Two-hundred-eighteen votes. That’s how close, and yet how far, LGBT individuals are from having the same protections as the rest of the U.S. workforce.
Last week, the U.S. Senate passed the Employment Non-Discrimination Act, which prevents employers from firing or failing to hire a person based on sexual orientation or gender identity. By voting in its favor, 54 Democrats and 10 Republicans recognized the bill was a step forward in the effort to evaluate workers based not on their inner or outer characteristics, but on what matters the most: their merits and skills.
Of course, not everyone sees ENDA as an opportunity for positive transformation. The Republican-controlled House of Representatives fervently opposes the measure, with Speaker John Boehner going as far as to say the bill is an opportunity for “frivolous litigation,” whatever that might mean.
A chorus of social conservatives echo his remarks. Ryan T. Anderson, fellow at the conservative Heritage Foundation, [argues](http://www.nationalreview.com/article/362682/enda-agenda-ryan-t-anderson) the measure will discourage job creation and create “special privileges” for a group of people, who, he says, are not even subject to discrimination.
This, however, could not be further from the truth. First, [according to a study by the UCLA School of Law](http://williamsinstitute.law.ucla.edu/wp-content/uploads/Sears-Mallory-Discrimination-July-20111.pdf), 38 percent of openly gay workers and an alarming 78 percent of transgender workers faced some type of workplace discrimination. This bill is not a bridge to nowhere. It is an effort to tackle a problem much too real for many employees.
Second, the Senate-sanctioned bill explicitly states none of the provisions should be understood as granting “preferential treatment” or establishing employment quotas. ENDA does not _require_ businesses to hire LGBT individuals; it simply makes it legally clear that the determinant factor for hiring or firing someone _cannot_ be the person’s sexual orientation or gender identity. Working in a safe environment and being able to obtain a job is not a privilege. It is a right Congress should guarantee to all workers.
Anderson’s arguments seem to have little to do with substantive moral or policy objections, and more with a deep unfamiliarity with the language of the bill or the reality of many Americans for whom discrimination is routine. It is not surprising that he is unsympathetic to LGBT individuals when he thinks granting them equal rights is some sort of zero-sum game that takes away his civil liberties and potential to conduct business.
Anderson also conveniently ignores the fact that sexual orientation and gender identity have no relation to workplace performance. There is no market-based justification for businesses to dismiss otherwise qualified individuals who could contribute to creating innovative goods and services and maximizing profits — aside from, of course, personal objection to others’ sexual orientations and gender identities.

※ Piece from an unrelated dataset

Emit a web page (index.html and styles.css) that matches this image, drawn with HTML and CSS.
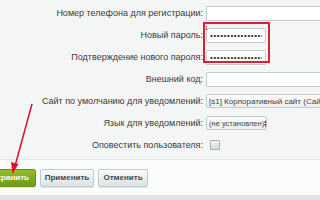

Sadly, Anderson is not the only one speaking against ENDA. Sen. Dan Coats, R-Ind., the only Republican who spoke against the bill, [argues ENDA infringes on religious freedoms](http://www.coats.senate.gov/newsroom/press/release/coats-stands-for-religious-liberty-says-enda-doesnt-protect-all-first-amendment-rights) by forcing employers “to hire individuals with views contrary to their faith.” That, as if it weren’t evident, means LGBT individuals.
As stated before, ENDA does not “force” or “require” employers to hire LGBT individuals. But most importantly, not all activities performed at religious-affiliated institutions are strictly related to a religious purpose, which Coats recognized in his speech on the Senate floor.
A Catholic school, for example, does not _need_ a Catholic, heterosexual math teacher to impart an effective education in that field. If such activities require no specific religious affiliation, they should not be subject to religious standards of what constitutes “acceptable conduct,” since what ultimately matters is the person’s ability and knowledge, not the person’s sexual orientation or gender identity.
Furthermore, religious freedom and the right not to be discriminated based on race, color, religion, sex or national origin are both protected by law; the former under the First Amendment and the latter under the Civil Rights Act. All ENDA does is expand these protections to LGBT individuals in response to increased prominence of workplace discrimination, and as every first-time safeguard, it is likely to cause disagreements from all those who — with or without justification — cherish the status quo.
Granted, the protections mentioned above can often conflict with each other. Nonetheless, it is not up to religious groups to decide that their rights supersede those of LGBT individuals; it is up to the courts. In the meantime, however, Congress should continue to produce policy, such as ENDA, that allows for the advancement of individuals that society has chosen to marginalize and portray as vulnerable.
At a time when a majority Americans hold positive views about gay and transgender individuals — [Gallup reports 53 percent of Americans now believe same-sex marriages should be valid, versus 27 percent in 1996, for example](http://www.gallup.com/poll/162398/sex-marriage-support-solidifies-above.aspx) — social conservatives should re-evaluate their views and adapt them to the needs of current American workers.
Maybe then, they will understand being inclusive and affording everyone equal rights is not destroying our social structure; it’s pushing it in the direction of progress.